Queens Of The Stone Age had cleared the way with the pulverizing LP Songs For The Deaf in 2002, and Wolfmother’s late-’60s/early ’70s proto-metal revival in 2006 sparked major-label interest in the riff-heavy sound of its brethren Early Man and Sword.
But Montreal’s Priestess, echoing the melodic drive of greats like Thin Lizzy and AC/DC, was thought by many to be the next breakout act, and they signed to RCA in 2006. The label remastered their 2005 debut Hello Master — ignited by the frenzied dynamo of an opener “I Am The Night, Colour Me Black” — and waited for the profits to roll in. But they didn’t, or at least not in the obscene amounts they were hoping for.
Soon, in early 2010, Priestess will drive a brand-new Firebird of muscle-car rock off the lot in Prior To The Fire. But RCA has nothing to do with it. In fact, it’s been reported that RCA had a chance to release the new record, but it didn’t like what it heard and wanted Priestess to go back to the drawing board.

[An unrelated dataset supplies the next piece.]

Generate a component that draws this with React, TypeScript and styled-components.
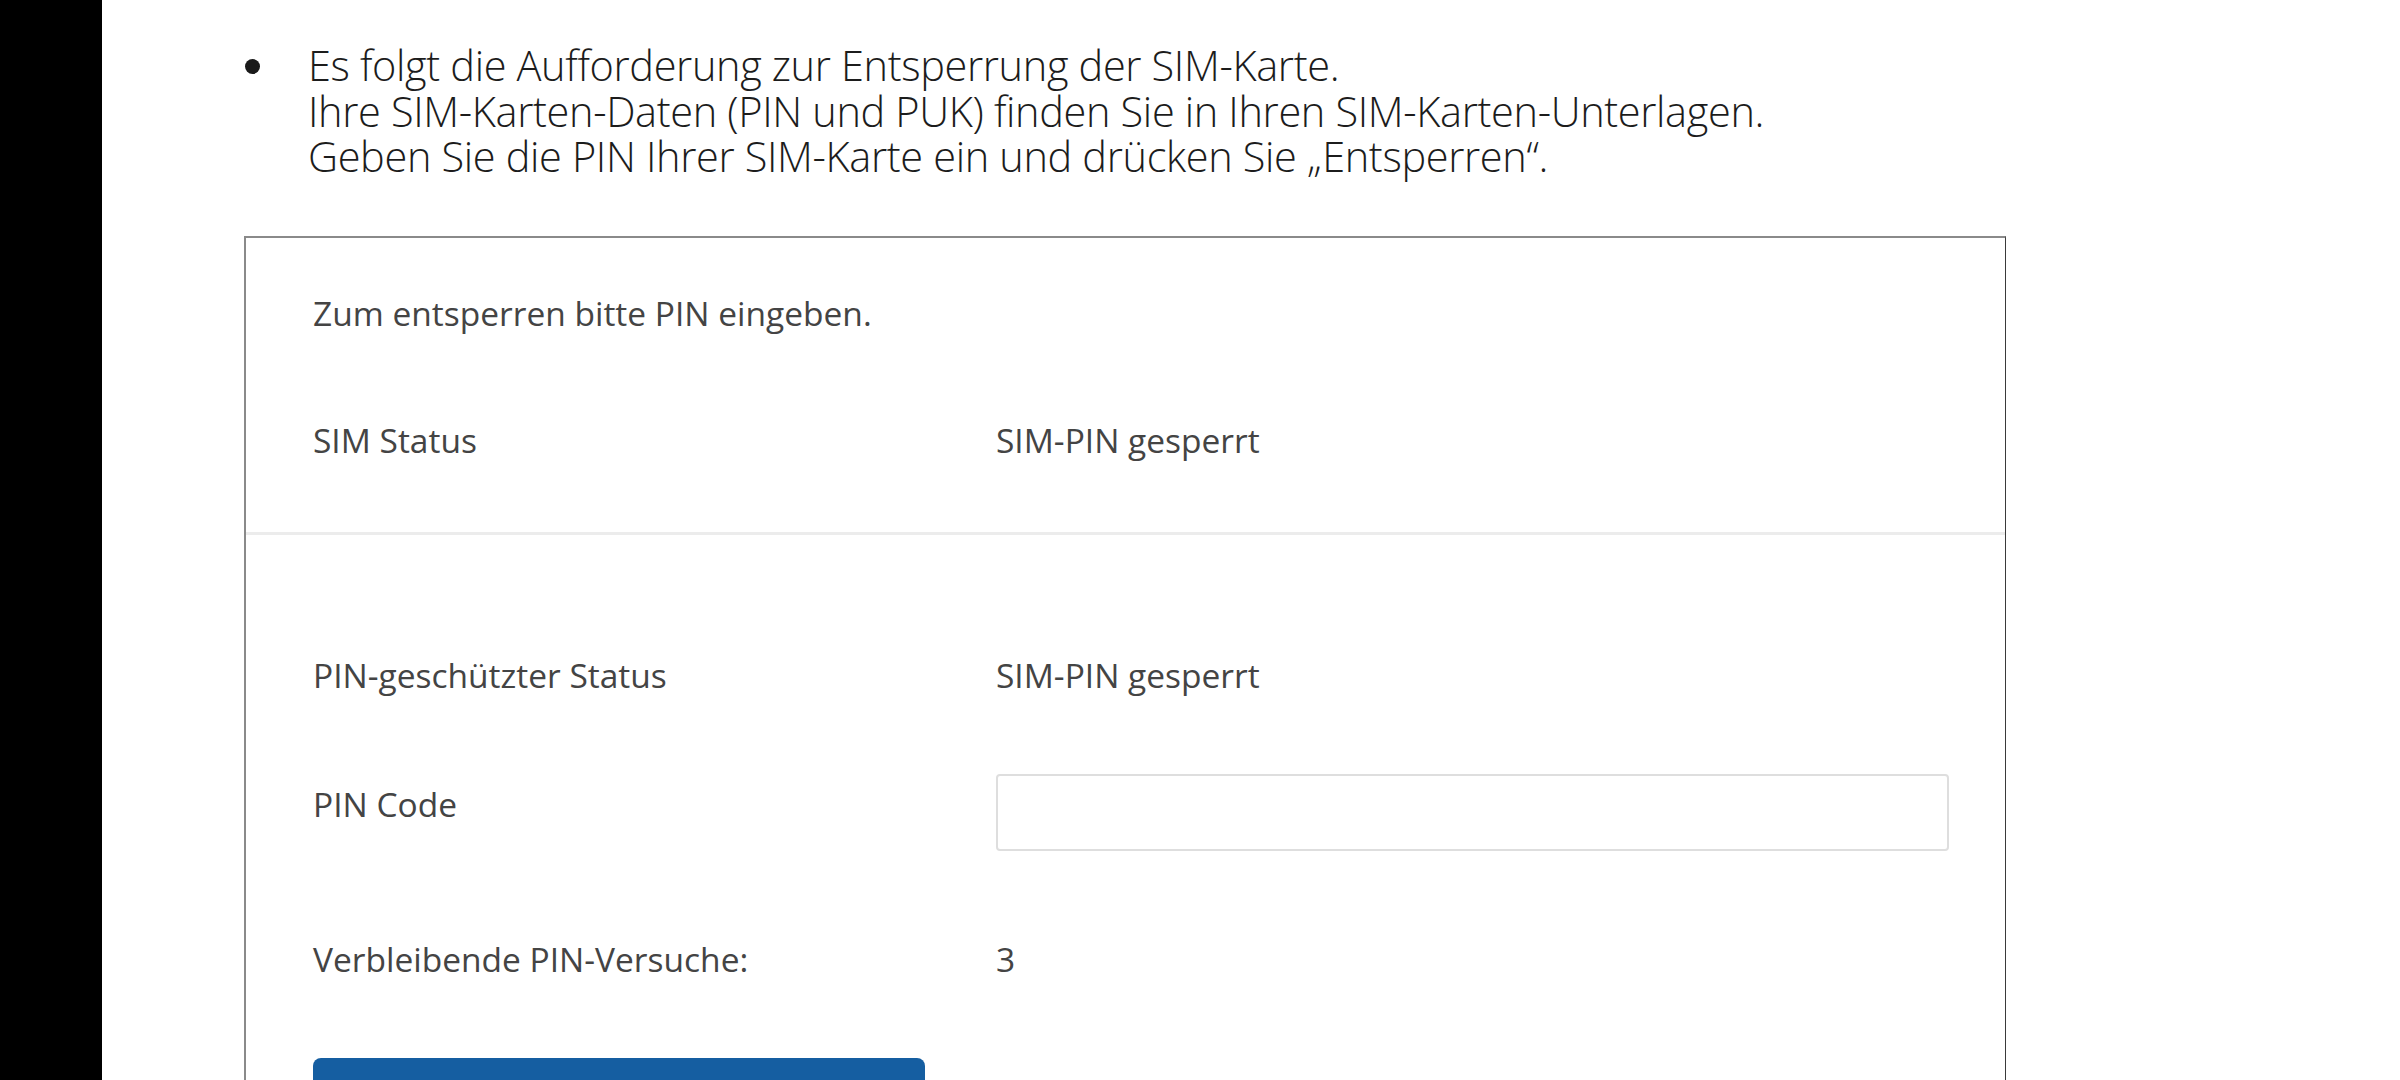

“We battled back and forth for a while about the new songs not being ‘marketable’ enough,” laughs Priestess vocalist/guitarist Mikey Heppner. “So that played a large part in the long delay and ultimately being dropped.”
Now with indie stalwart Tee Pee Records, Priestess is ready to assume its rightful place among the best indie metal acts around. It was an easy decision to go with Tee Pee.
“They are the best label out there for our kind of music, and they pulled a gun on us,” jokes Heppner.
Resorting to such threatening tactics wouldn’t be out of the realm of possibility for labels sure to be stunned by the invigorated Priestess’ relentless sonic assault, on display in storming tracks like “Sideways Attack” and “Ladykiller.”
“It’s our aim that the music will blow people away, or at least make them stoked,” says Heppner.
Recorded with producer David Schiffman (Mars Volta, System Of A Down and Nine Inch Nails), Prior To The Fire is due out in February 2010 and it promises to be a densely layered affair that’s always on the attack. It packs a wallop to the solar plexus that leaves you gasping for breath, but like Hello Master, Prior To The Fire’s melodies don’t get lost in the furious energy and prog-metal complexity Priestess has mastered.
They’ve come a long way since 2003, when Heppner was playing with the punk band The Dropouts and the other three members hightailed it to New York to form the stylishly dark post-punk outfit The Stills. Left to his own devices, Heppner latched on with bassist Mike Dyball, drummer/vocalist Vince Nudo and vocalist/guitarist Dan Watchorn.
“We’ve all aged about 15 years in the past six,” says Heppner. “We’ve gotten tighter and better at our instruments, and are better at backing up with a trailer.”
A necessary skill when touring to the extent that Priestess has, going on the road with Black Label Society, Converge, Mastodon, Motoörhead and Gwar. But Priestess’ biggest moment came in 2007 when they opened for Megadeth in the U.K.
“[Dave] Mustaine is a hero of mine, and he was a f**kin’ sweet awesome dude,” says Heppner. Even sweeter for Priestess was having its song “Lay Down” picked for the “Guitar Hero III: Legends Of Rock” video game.
Feeling liberated and confident, after a series of recent shows in their native Canada indicated fans are embracing the band’s latest creations — “It’s been killer; the people are stoked,” says Heppner — Priestess is pleased to be on Tee Pee and believes the relationship with the label will be mutually beneficial.
“It’s nice to not be dead last on the list of priorities anymore!” exclaims Heppner.
Although it’ll be hard to match the stunning artwork on the cover of Hello Master, with its contorted hand breaking through dark orange skies and hovering over desolate, almost alien landscape. Heppner says he was blown away when he first saw it. “Arik Roper did that in like four days,” he adds.
It took longer than that for Rome to be built and for Prior To The Fire to come to life. But the extra time spent working on the new LP may just pay off for Priestess.